We concluded that we were not required to account for the replacement awards of restricted stock under variable accounting based upon paragraphs 49-50 of FIN 44 which state that if a grantor cancels or settles a fixed stock option award and replaces that award with stock, a new measurement of compensation cost shall be required for the stock award. The exercise price of the original option award has effectively been reduced to zero, and future reductions to the exercise price of the replacement stock award are not possible; therefore, variable accounting shall not apply to the replacement stock award.
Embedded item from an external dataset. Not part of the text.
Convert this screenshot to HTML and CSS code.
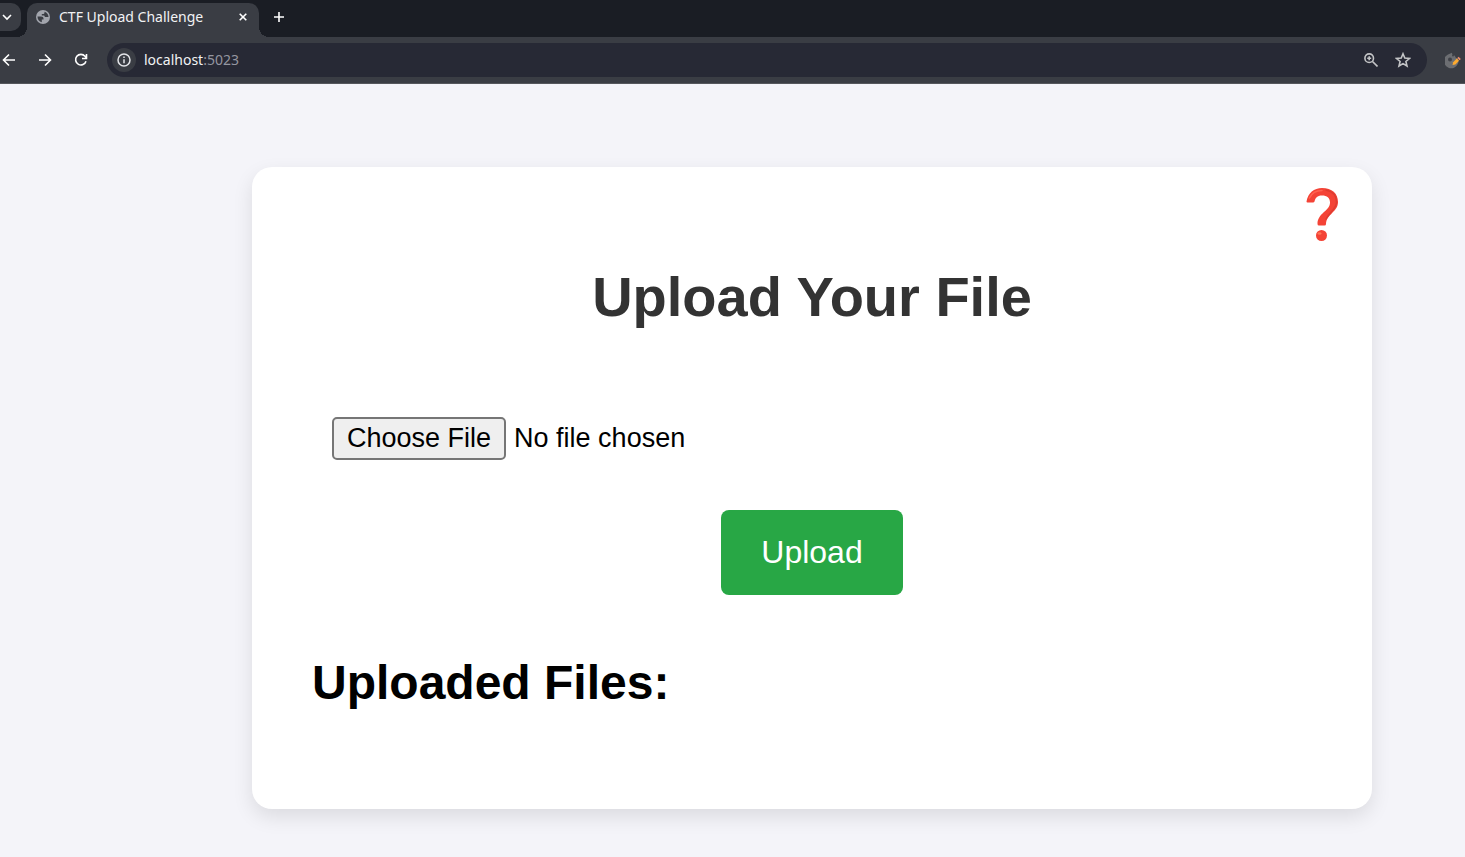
FILE: index.html
```html
<!DOCTYPE html>
<html lang="en">
<head>
<meta charset="utf-8">
<title>CTF Upload Challenge</title>
<link rel="stylesheet" href="styles.css">
</head>
<body>
<header class="browser">
  <div class="tabstrip">
    <button class="tab-search" aria-label="Search tabs"><svg width="10" height="10" viewBox="0 0 10 10"><path class="line" d="M1 3l4 4 4-4"/></svg></button>
    <div class="tab">
      <svg class="globe" width="14" height="14" viewBox="0 0 14 14"><circle cx="7" cy="7" r="7" fill="#a2a5ad"/><path d="M1.500 6.500h3.500c1.600 0 2.500.8 2.500 2v1H5.800v2.800C3.200 11.800 1.400 9.500 1.500 6.500zM8.500 1.700v1c0 .8-.7 1.300-1.500 1.300H5.800v1.500h1.700c1 0 1.300.7 1.300 1.500h3.700c0-2.600-1.600-4.700-4-5.300z" fill="#3a3d44"/></svg>
      <span class="tab-title">CTF Upload Challenge</span>
      <button class="icon-button" aria-label="Close tab"><svg width="8" height="8" viewBox="0 0 8 8"><path class="line" d="M.7.700l6.600 6.600M7.300.7L.7 7.300"/></svg></button>
    </div>
    <button class="icon-button new-tab" aria-label="New tab"><svg width="12" height="12" viewBox="0 0 12 12"><path class="line" d="M6 1v10M1 6h10"/></svg></button>
  </div>
  <div class="toolbar">
    <nav class="nav">
      <button class="icon-button" aria-label="Back"><svg width="14" height="14" viewBox="0 0 14 14"><path class="line" d="M13 7H2M7 1.500L1.500 7 7 12.500"/></svg></button>
      <button class="icon-button" aria-label="Forward"><svg width="14" height="14" viewBox="0 0 14 14"><path class="line" d="M1 7h11M7 1.500L12.500 7 7 12.500"/></svg></button>
      <button class="icon-button" aria-label="Reload"><svg width="14" height="14" viewBox="0 0 14 14"><path class="line" d="M12 8.200A5.300 5.300 0 1 1 11 3.300l1.300 1.500M12.500 1v4.500H8"/></svg></button>
    </nav>
    <div class="omnibox">
      <button class="site-info" aria-label="Site information"><svg width="14" height="14" viewBox="0 0 14 14"><circle class="thin" cx="7" cy="7" r="6"/><path class="thin" d="M7 6.300v4M7 3.500v1.500"/></svg></button>
      <span class="url">localhost<span class="port">:5023</span></span>
      <button class="icon-button" aria-label="Zoom"><svg width="14" height="14" viewBox="0 0 14 14"><g class="muted"><circle cx="5.200" cy="5.200" r="4.300"/><path d="M8.500 8.500l5 5M5.200 3.200v4M3.200 5.200h4"/></g></svg></button>
      <button class="icon-button" aria-label="Bookmark"><svg width="16" height="16" viewBox="0 0 16 16"><path class="muted" d="M8 1.800l1.800 4.300 4.600.4-3.500 3 1.100 4.500L8 11.600 4 14l1.100-4.500-3.500-3 4.600-.4z"/></svg></button>
    </div>
    <button class="icon-button extension" aria-label="Cookie editor"><svg width="17" height="17" viewBox="0 0 17 17"><path d="M7 .8a3 3 0 0 0 3 3 2.500 2.500 0 0 0 3 2.500A7.300 7.300 0 1 1 3 2.400z" fill="#6c6e72"/><circle cx="5" cy="7.500" r="2" fill="#3f4147"/><circle cx="8" cy="3.500" r="1" fill="#3f4147"/><path d="M7.500 13l.7-2.800 3.600-3.600 2.200 2.200-3.600 3.600z" fill="#ffab2e"/><path d="M12.400 6l1.200-1.200 2.200 2.200-1.200 1.200z" fill="#ef8d6c"/></svg></button>
  </div>
</header>
<main class="page">
  <section class="card">
    <button class="help" aria-label="Help"><svg width="34" height="56" viewBox="0 0 34 56"><path d="M1.500 14.500C3 6 9 1 17 1c10 0 16 5.500 16 14 0 10-11.500 12-12 22q0 1.500-1.500 1.500H14q-1.500 0-1.500-1.500C12.500 26 25 24 25 15.500 25 11 22 8.500 17 8.500c-5 0-6.500 2.500-7.500 6q-.3 1-1.500 1H2.500q-1 0-1-1z" fill="#f44336"/><path d="M4.500 11C7 5.500 11 3.500 17 3.500" fill="none" stroke="#ff6250" stroke-width="1.500" stroke-linecap="round"/><path d="M21 3c7 1.500 10.500 6 10.500 12 0 7-7 10-10.500 17" fill="none" stroke="#de3c31" stroke-width="1.500" stroke-linecap="round"/><circle cx="16.500" cy="48.500" r="5.500" fill="#f44336"/><ellipse cx="14.500" cy="46.500" rx="2" ry="1.300" fill="#ff7555"/></svg></button>
    <h1 class="title">Upload Your File</h1>
    <form class="form">
      <input class="file" type="file" aria-label="File to upload">
      <button class="upload" type="button">Upload</button>
    </form>
    <h2 class="subtitle">Uploaded Files:</h2>
  </section>
</main>
</body>
</html>
```
FILE: styles.css
```css
* { box-sizing: border-box; }
body {
  margin: 0;
  min-height: 100vh;
  background: #f4f4f9;
  color: #000;
  font-family: "Liberation Sans", Arial, sans-serif;
}
button { font: inherit; cursor: pointer; }
svg { display: block; }

.browser {
  background: #3a3d44;
  border-bottom: 1px solid #55575c;
  color: #f1f2f4;
  font-family: "Noto Sans", sans-serif;
  font-size: 14px;
}
.line { fill: none; stroke: #fff; stroke-width: 1.6; }
.thin { fill: none; stroke: #e4e5e9; stroke-width: 1.5; }
.muted { fill: none; stroke: #c3c4c6; stroke-width: 1.6; }
.tabstrip {
  display: flex;
  height: 37px;
  background: #1a1d24;
}
.tab-search {
  display: flex;
  align-items: center;
  width: 21px;
  height: 28px;
  margin-top: 3px;
  padding: 0 0 0 2px;
  border: 0;
  border-radius: 0 10px 10px 0;
  background: #3a3d44;
}
.tab {
  position: relative;
  display: flex;
  align-items: center;
  width: 232px;
  margin: 3px 0 0 6px;
  padding: 0 10px 6px 9px;
  border-radius: 10px 10px 0 0;
  background: #3a3d44;
}
.tab::before,
.tab::after {
  content: "";
  position: absolute;
  bottom: 0;
  width: 10px;
  height: 10px;
}
.tab::before {
  right: 100%;
  background: radial-gradient(circle at 0 0, transparent 10px, #3a3d44 10px);
}
.tab::after {
  left: 100%;
  background: radial-gradient(circle at 100% 0, transparent 10px, #3a3d44 10px);
}
.tab-title {
  flex: 1;
  margin-left: 9px;
  line-height: 20px;
  white-space: nowrap;
}
.icon-button {
  display: flex;
  align-items: center;
  justify-content: center;
  width: 12px;
  padding: 0;
  border: 0;
  background: none;
}
.new-tab { margin: 3px 0 6px 14px; }
.toolbar {
  display: flex;
  align-items: center;
  height: 46px;
  padding-right: 3px;
}
.nav { display: flex; gap: 22px; margin-left: 2px; }
.nav .icon-button { width: 14px; }
.omnibox {
  display: flex;
  flex: 1;
  align-items: center;
  height: 34px;
  margin-left: 19px;
  padding: 0 16px 0 5px;
  border-radius: 17px;
  background: #272935;
}
.omnibox .icon-button { width: 16px; margin-left: 16px; }
.site-info {
  display: flex;
  align-items: center;
  justify-content: center;
  width: 24px;
  height: 24px;
  padding: 0;
  border: 0;
  border-radius: 50%;
  background: #3a3d44;
}
.url { flex: 1; margin-left: 8px; line-height: 18px; }
.port { color: #9496a0; }
.extension { width: 17px; margin-left: 18px; }

.page { padding: 83px 93px 48px 252px; }
.card {
  position: relative;
  padding: 60px;
  border-radius: 20px;
  background: #fff;
  box-shadow: 0 8px 20px rgba(0, 0, 0, 0.1);
}
.help {
  position: absolute;
  top: 20px;
  right: 33px;
  padding: 0;
  border: 0;
  background: none;
}
.title {
  margin: 38px 0;
  color: #333;
  font-size: 56px;
  line-height: 64px;
  text-align: center;
}
.form {
  display: flex;
  flex-direction: column;
  align-items: center;
  gap: 50px;
  margin-top: 88px;
}
.file {
  align-self: stretch;
  margin: 0 20px;
  font: 27px "Liberation Sans", Arial, sans-serif;
}
.file::file-selector-button {
  height: 43px;
  margin: 0 8px 0 0;
  padding: 0 13px;
  border: 2px solid #767676;
  border-radius: 5px;
  background: #efefef;
  color: #000;
  font: inherit;
}
.upload {
  padding: 24px 40px;
  border: 0;
  border-radius: 8px;
  background: #28a745;
  color: #fff;
  font-size: 32px;
  line-height: 37px;
}
.subtitle {
  margin: 60px 0 38px;
  font-size: 48px;
  line-height: 56px;
}
```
Note 11. Other Related Party Transactions, page F-19
7. | We note that you have transactions with GE, GEFCS, DTE Energy and other entities that appear to be related parties as defined by paragraph 24 of SFAS 57. Please |
revise future filings to provide all of the disclosures required by paragraphs 2-4 of SFAS 57 for related parties. |
Response No. 7:
In response to the Staff’s comment, we respectfully submit that we believe that all transactions with related have been disclosed in accordance with paragraphs 2-4 of SFAS 57. Please reference Note 3, page F-12, and Note 11, page F-19. We will continue to monitor our transactions with related parties and provide all required disclosures in accordance with paragraphs 2-4 of SFAS 57 as appropriate.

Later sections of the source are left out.